If you like to hike and camp and generally commune with nature, then many of your beginner photos will be pictures of the outdoors. Waterfalls are some of the most popular and spectacular natural subjects to photograph. For many beginner photographers, the blurred-water shot of a river, stream or waterfall is an ultimate goal. You can either create that blurring effect, giving your still photograph movement or a dynamic quality, or freeze the motion. You’ll capture the beauty of waterfalls, frozen in time or seeming to move with it, once you learn a few of the secrets of taking pictures of moving water.
1. Equipped for the Challenge.
Other than your camera and lens, you’ll definitely need a tripod. To capture the motion of the water, you must shoot at a very slow shutter speed, which means the camera must not move. You couldn’t hold it steady enough without blurring the entire photo. A polarizing filter and neutral density filter for each lens would also be helpful, but not absolutely necessary.
2. Take a Reference Photo.
Once you’ve framed your waterfall photo, shoot a test photo, with your camera in auto mode. The test will probably freeze the flow of the water. Remember the exposure setting the camera automatically chose. Now that you know what exposure freezes the water, you can experiment with settings on either side of that point.
3. Use the Shutter Priority Mode.
In the shutter priority mode, you can set the shutter speed for 1 to 2 seconds, which should blur the moving water.

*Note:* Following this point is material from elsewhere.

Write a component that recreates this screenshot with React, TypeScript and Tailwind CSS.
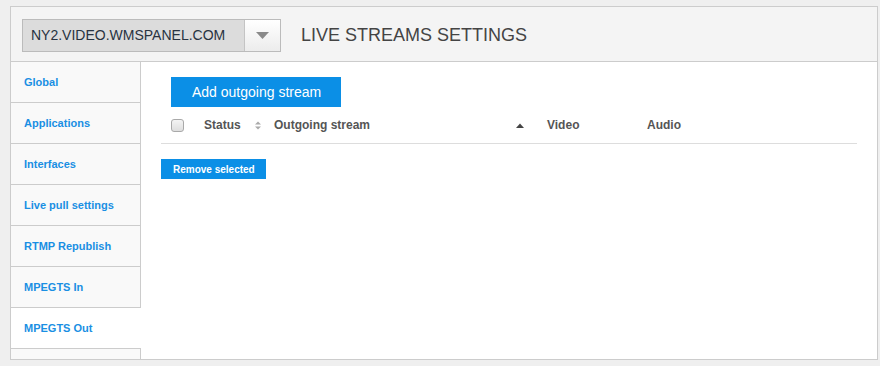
import React from "react";

const items = [
  "Global",
  "Applications",
  "Interfaces",
  "Live pull settings",
  "RTMP Republish",
  "MPEGTS In",
  "MPEGTS Out",
];

export default function App() {
  return (
    <div
      className="w-[880px] h-[366px] bg-[#efefef] pt-[6px] pl-[10px] overflow-hidden"
      style={{ fontFamily: '"Liberation Sans", Arial, sans-serif' }}
    >
      <div className="w-[868px] h-[354px] border border-[#cccccc] bg-white flex flex-col overflow-hidden">
        {/* Header */}
        <div className="h-[55px] shrink-0 bg-[#f4f4f4] border-b border-[#cccccc] flex items-start pl-[11px] pt-[12px]">
          <div className="flex h-[33px] w-[259px] border border-[#bbbbbb]">
            <div className="flex-1 bg-[#dcdcdc] flex items-center pl-[8px] text-[14px] text-[#283341]">
              NY2.VIDEO.WMSPANEL.COM
            </div>
            <div className="w-[36px] border-l border-[#c4c4c4] bg-gradient-to-b from-white to-[#ececec] flex items-center justify-center">
              <svg width="13" height="7" viewBox="0 0 13 7">
                <polygon points="0,0 13,0 6.5,7" fill="#8a8a8a" />
              </svg>
            </div>
          </div>
          <div className="ml-[20px] h-[33px] flex items-center text-[18px] text-[#444444]">
            LIVE STREAMS SETTINGS
          </div>
        </div>

        {/* Body */}
        <div className="flex flex-1 min-h-0">
          <div className="w-[130px] shrink-0 flex flex-col">
            {items.map((label) => {
              const active = label === "MPEGTS Out";
              return (
                <div
                  key={label}
                  className={
                    active
                      ? "h-[41px] shrink-0 bg-white border-b border-[#cccccc] flex items-center pl-[13px] text-[11px] font-bold text-[#1a8fe3]"
                      : "h-[41px] shrink-0 bg-[#f9f9f9] border-b border-r border-[#cccccc] flex items-center pl-[13px] text-[11px] font-bold text-[#1a8fe3]"
                  }
                >
                  {label}
                </div>
              );
            })}
            <div className="h-[41px] shrink-0 bg-[#f9f9f9] border-r border-[#cccccc]" />
          </div>

          <div className="flex-1 pl-[20px] pr-[20px] pt-[15px]">
            <button className="ml-[10px] h-[30px] w-[170px] bg-[#0b8fe6] text-white text-[14px] text-left pl-[21px]">
              Add outgoing stream
            </button>
            <div className="h-[37px] border-b border-[#dddddd] flex items-center text-[12px] font-bold text-[#555555]">
              <div className="w-[33px] pl-[10px] flex items-center">
                <div className="w-[13px] h-[13px] rounded-[3px] border border-[#a9a9a9] bg-gradient-to-b from-[#f4f4f4] to-[#dedede]" />
              </div>
              <div className="w-[70px] pl-[10px] flex items-center justify-between pr-[3px]">
                <span>Status</span>
                <svg width="6" height="9" viewBox="0 0 6 9">
                  <polygon points="0,3.5 6,3.5 3,0.5" fill="#aaaaaa" />
                  <polygon points="0,5.5 6,5.5 3,8.5" fill="#aaaaaa" />
                </svg>
              </div>
              <div className="w-[273px] pl-[10px] flex items-center justify-between pr-[13px]">
                <span>Outgoing stream</span>
                <svg width="8" height="5" viewBox="0 0 8 5">
                  <polygon points="0,5 8,5 4,0.5" fill="#444444" />
                </svg>
              </div>
              <div className="w-[100px] pl-[10px]">Video</div>
              <div className="flex-1 pl-[10px]">Audio</div>
            </div>
            <button className="mt-[15px] h-[20px] w-[105px] bg-[#0b8fe6] text-white text-[10px] font-bold text-left pl-[12px]">
              Remove selected
            </button>
          </div>
        </div>
      </div>
    </div>
  );
}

That’s correct, in theory; however, what many beginner photographers forget is that a slow shutter speed will allow an overwhelming amount of light to enter the camera, which will overexpose the picture. To compensate for this unwanted light, try a few of these tips:
• Instead of photographing a waterfall during the brightest time of the day in full sunlight, shoot at sunrise or sunset, or on cloudy days.
• If your digital camera accepts filters, then try a polarizing or neutral density filter. Both filters work much the same as polarized sunglasses: less reflection and less light enter your camera, so you can shoot at slower shutter speeds.
• Another solution is using the aperture priority mode. The camera will select the smallest aperture, usually f/22 or f/36, which then causes your camera to choose the longest shutter speed at that aperture setting. That combination should blur the water and correctly expose your picture.
• When you set a lower ISO, you also decrease the light sensitivity of your camera’s sensor. The shutter will remain open for a longer period of time, and you’ll receive the added benefit of sharper images.
4. Bracket Your Exposures.
Another professional technique for beginner photographers is to bracket your exposures. This means that you take a series of pictures at the prime exposure setting your camera suggests as well as the next higher and lower group of settings.
5. Compose Closer Views.
Beginner photographers tend to shoot only wider photos of a waterfall, so they can capture the entire subject. Those pictures will certainly look great, using many of the techniques in this article; however, think about shooting closer views of the waterfall too. For example, compose a picture of just one section of water. Spend some time to learn the many ways the water flows: twin streams, bouncing over rocks, etc.
6. Make It Pristine.
Think like a pro instead of a beginner photographer: Check the area around the waterfall for litter or other unwanted elements. You don’t want to disturb the natural environment by moving big rocks or fallen trees; they will give your waterfall photos other interesting focal points.